THE EXERCISE — Go through the data below line by line and count those containing the word "index". Reply with the count only.

[Data items]
**********
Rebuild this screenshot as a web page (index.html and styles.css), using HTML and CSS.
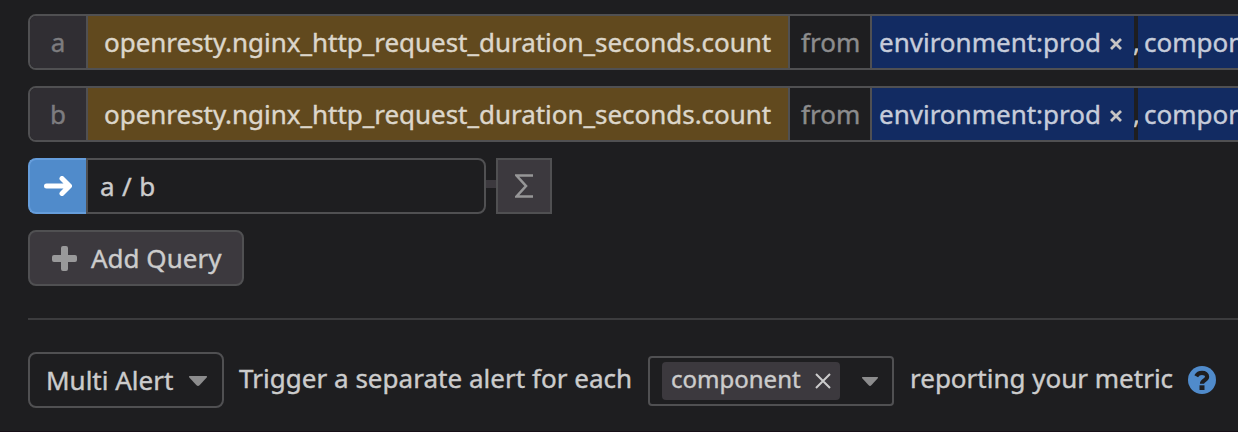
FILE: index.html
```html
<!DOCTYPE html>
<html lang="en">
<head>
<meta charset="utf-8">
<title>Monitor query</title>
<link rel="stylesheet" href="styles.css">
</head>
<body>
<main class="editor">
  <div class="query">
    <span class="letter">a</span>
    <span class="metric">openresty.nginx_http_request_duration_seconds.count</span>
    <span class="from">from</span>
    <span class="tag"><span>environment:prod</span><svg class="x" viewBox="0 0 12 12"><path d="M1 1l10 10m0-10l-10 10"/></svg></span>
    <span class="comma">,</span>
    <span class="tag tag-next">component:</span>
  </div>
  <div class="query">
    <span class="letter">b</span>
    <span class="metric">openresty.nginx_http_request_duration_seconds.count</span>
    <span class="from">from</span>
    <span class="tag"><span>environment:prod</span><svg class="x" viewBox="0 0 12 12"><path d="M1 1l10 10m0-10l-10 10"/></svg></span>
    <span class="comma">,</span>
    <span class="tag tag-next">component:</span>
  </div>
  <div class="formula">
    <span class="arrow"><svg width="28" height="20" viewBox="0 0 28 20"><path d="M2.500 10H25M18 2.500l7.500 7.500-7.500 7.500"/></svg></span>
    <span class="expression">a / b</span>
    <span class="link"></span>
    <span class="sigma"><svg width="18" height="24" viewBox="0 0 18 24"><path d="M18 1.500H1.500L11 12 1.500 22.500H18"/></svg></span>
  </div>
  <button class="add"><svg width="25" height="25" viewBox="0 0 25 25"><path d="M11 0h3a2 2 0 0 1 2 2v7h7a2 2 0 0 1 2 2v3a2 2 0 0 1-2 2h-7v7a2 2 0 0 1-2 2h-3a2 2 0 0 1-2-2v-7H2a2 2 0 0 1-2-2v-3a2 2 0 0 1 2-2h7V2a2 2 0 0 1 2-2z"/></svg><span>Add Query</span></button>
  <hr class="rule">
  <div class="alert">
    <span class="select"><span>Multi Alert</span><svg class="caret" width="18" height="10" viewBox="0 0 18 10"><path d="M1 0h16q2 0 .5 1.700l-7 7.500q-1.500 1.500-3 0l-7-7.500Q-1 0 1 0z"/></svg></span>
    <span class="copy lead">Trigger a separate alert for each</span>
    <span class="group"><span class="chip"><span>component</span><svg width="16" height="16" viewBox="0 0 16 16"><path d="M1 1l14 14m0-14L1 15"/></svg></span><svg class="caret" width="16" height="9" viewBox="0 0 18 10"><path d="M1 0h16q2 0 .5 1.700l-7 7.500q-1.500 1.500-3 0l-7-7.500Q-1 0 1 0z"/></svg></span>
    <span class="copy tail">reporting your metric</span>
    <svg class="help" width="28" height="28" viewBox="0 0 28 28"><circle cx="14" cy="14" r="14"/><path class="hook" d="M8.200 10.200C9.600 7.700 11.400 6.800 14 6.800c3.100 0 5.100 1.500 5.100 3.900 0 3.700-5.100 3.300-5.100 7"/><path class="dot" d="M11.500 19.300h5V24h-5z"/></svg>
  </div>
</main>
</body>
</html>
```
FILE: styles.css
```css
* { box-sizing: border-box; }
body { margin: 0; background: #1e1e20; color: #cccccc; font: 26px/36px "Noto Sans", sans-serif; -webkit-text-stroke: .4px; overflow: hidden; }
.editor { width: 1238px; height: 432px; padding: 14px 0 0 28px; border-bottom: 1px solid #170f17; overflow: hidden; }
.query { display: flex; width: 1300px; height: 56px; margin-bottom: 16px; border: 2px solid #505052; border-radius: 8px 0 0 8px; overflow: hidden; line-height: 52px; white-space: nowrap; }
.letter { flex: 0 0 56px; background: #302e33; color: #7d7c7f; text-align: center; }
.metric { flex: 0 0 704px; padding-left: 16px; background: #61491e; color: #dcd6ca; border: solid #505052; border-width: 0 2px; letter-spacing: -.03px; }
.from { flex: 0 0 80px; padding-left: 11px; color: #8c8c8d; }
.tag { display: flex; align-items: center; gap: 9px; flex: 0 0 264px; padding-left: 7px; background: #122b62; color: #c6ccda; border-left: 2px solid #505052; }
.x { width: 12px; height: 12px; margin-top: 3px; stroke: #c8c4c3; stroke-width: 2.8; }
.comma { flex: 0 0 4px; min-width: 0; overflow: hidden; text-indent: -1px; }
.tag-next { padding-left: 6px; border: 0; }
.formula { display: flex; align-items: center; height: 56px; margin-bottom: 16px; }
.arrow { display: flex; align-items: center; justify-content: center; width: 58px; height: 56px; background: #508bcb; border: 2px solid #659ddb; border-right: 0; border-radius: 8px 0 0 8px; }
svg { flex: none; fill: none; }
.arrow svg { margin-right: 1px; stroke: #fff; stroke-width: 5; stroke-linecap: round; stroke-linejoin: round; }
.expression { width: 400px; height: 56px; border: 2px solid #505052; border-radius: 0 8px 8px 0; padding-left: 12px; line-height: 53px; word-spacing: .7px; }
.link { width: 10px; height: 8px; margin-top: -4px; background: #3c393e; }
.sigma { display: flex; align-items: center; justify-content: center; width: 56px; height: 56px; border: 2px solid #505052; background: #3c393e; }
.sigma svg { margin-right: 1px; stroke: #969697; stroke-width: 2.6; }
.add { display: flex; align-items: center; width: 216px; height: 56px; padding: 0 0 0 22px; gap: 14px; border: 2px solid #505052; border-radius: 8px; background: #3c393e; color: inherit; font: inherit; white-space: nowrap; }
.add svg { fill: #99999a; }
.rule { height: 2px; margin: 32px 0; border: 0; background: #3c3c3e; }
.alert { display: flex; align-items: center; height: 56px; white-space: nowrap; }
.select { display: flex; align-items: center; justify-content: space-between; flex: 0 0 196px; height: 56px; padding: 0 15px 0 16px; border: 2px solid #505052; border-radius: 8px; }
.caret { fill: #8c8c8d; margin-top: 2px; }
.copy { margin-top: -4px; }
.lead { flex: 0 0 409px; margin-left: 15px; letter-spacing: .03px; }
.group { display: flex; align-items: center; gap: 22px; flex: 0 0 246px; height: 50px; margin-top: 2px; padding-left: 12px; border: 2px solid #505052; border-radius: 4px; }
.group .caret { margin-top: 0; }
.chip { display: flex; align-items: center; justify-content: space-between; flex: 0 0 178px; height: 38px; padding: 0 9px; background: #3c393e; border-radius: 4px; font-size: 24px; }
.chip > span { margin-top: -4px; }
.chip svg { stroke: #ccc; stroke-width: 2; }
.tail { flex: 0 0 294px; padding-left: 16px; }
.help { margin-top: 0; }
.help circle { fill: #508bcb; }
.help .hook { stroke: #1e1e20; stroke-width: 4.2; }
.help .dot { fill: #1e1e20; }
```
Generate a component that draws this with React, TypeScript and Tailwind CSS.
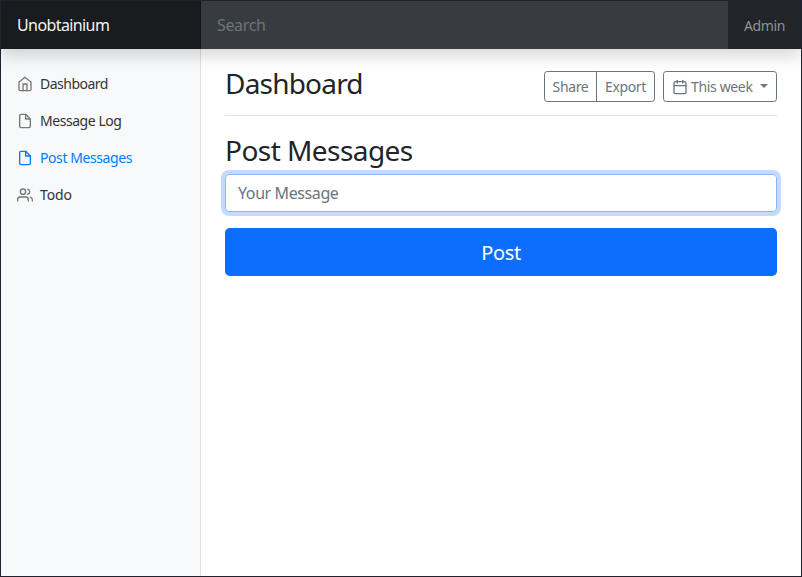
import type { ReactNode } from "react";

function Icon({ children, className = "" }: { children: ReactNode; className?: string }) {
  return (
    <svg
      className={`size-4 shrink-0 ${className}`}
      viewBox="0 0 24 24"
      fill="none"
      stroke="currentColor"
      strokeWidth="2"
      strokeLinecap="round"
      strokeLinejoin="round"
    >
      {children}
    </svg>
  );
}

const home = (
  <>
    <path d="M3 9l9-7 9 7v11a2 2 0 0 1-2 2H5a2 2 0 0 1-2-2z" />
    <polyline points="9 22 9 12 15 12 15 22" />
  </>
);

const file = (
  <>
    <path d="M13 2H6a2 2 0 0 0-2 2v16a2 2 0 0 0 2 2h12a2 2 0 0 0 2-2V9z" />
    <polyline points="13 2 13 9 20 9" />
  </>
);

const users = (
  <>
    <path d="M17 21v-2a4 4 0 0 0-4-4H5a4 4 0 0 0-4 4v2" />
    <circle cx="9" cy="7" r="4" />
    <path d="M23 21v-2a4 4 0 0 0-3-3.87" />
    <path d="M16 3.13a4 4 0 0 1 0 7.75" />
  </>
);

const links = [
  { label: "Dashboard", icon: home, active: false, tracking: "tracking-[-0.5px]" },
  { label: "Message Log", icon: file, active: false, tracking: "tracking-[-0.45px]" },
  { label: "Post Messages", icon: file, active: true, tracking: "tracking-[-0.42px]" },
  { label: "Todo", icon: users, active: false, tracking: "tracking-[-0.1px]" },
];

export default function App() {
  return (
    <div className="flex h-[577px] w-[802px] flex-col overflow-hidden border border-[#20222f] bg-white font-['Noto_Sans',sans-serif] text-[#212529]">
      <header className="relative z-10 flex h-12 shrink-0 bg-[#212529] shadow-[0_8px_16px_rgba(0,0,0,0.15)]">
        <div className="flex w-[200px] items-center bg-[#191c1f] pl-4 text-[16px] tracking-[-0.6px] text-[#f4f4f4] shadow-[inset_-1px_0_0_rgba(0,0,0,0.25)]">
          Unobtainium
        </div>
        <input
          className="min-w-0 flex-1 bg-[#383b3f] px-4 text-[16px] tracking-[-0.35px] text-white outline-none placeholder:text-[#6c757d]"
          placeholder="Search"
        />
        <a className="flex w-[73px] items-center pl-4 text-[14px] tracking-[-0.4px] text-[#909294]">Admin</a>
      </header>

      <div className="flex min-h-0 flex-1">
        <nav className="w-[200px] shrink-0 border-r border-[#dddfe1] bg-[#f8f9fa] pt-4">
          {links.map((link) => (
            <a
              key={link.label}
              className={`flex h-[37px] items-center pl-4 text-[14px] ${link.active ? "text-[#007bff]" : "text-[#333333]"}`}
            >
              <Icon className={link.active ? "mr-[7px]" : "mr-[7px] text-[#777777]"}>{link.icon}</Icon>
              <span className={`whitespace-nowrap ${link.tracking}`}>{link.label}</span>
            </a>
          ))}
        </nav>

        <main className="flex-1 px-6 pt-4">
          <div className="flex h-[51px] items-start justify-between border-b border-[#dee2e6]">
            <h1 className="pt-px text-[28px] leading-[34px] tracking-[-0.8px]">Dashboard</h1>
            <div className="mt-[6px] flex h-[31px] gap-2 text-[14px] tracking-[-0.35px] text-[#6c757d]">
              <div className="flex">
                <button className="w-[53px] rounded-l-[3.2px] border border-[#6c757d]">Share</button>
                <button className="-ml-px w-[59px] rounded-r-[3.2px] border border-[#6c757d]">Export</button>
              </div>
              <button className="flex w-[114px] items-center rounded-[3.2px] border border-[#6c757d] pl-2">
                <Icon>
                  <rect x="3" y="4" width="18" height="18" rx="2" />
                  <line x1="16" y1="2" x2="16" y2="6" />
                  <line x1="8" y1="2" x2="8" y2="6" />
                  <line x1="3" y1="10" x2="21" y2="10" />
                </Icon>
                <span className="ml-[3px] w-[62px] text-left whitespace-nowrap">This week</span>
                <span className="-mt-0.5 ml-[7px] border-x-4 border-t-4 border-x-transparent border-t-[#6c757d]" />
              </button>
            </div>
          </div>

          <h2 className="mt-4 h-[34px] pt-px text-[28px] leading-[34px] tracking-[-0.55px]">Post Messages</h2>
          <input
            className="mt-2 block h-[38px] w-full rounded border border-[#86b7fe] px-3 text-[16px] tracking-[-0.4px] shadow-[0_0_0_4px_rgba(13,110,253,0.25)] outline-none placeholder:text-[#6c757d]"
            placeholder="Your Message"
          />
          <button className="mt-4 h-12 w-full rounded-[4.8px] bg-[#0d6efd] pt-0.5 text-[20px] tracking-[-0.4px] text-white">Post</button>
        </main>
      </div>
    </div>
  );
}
**********
CORRECT RESULT — 2